I have already had to re-tune the computer with LS1 Edit. Yes I have the A/F ratio as lean as possible and the 15% ethenol will make things worse if i'm forced to eventually use it. With my car being an 98 is doesn't fall under the 2001 and newer compatibility list. But I will have to use what I can get even if that means the 15% stuff...

RE: Argg
By FITCamaro on 3/14/2011 3:17:40 PM , Rating: 2
So your pinging is likely because of running too lean under higher heat scenarios. Ethanol actually has a cooling effect in the combustion chamber though.

Like I said though, my dads car has the stock tune and runs fine. Wasn't many changes to the LS1 between 98 and 2002 either.

RE: Argg
By FITCamaro on 3/14/2011 3:31:07 PM , Rating: 3
Also make sure you set your timing right in LS1Edit.

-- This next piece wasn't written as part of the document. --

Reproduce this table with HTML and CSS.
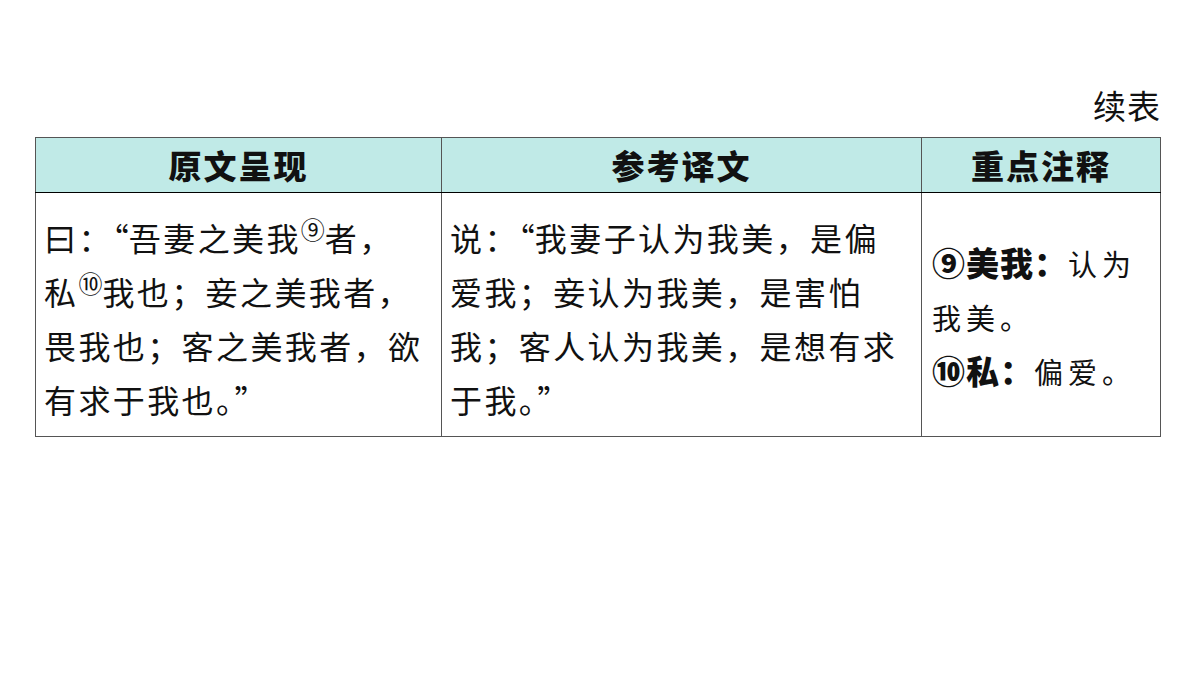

If you're in Columbia and unsure about your tune, take your car up to Mooresville, NC to Nick Williams. He is one of the best tuners on the east coast and who I had do my tune. H/C tune runs $350 I believe.

RE: Argg
By formulav8 on 3/14/2011 5:22:34 PM , Rating: 2
Thanks for the link. I just might head up there and let a pro do it. Especially if the $350 includes a dyno tune. I should probably fix a couple small exhaust leaks first :)

RE: Argg
By FITCamaro on 3/14/2011 7:46:30 PM , Rating: 2
Yeah with mine he put it up on the dyno to get an overall tune. Then took it out for about 30 minutes to refine it a little more. He's done so many LS motors he's pretty much got tunes already for almost any combination.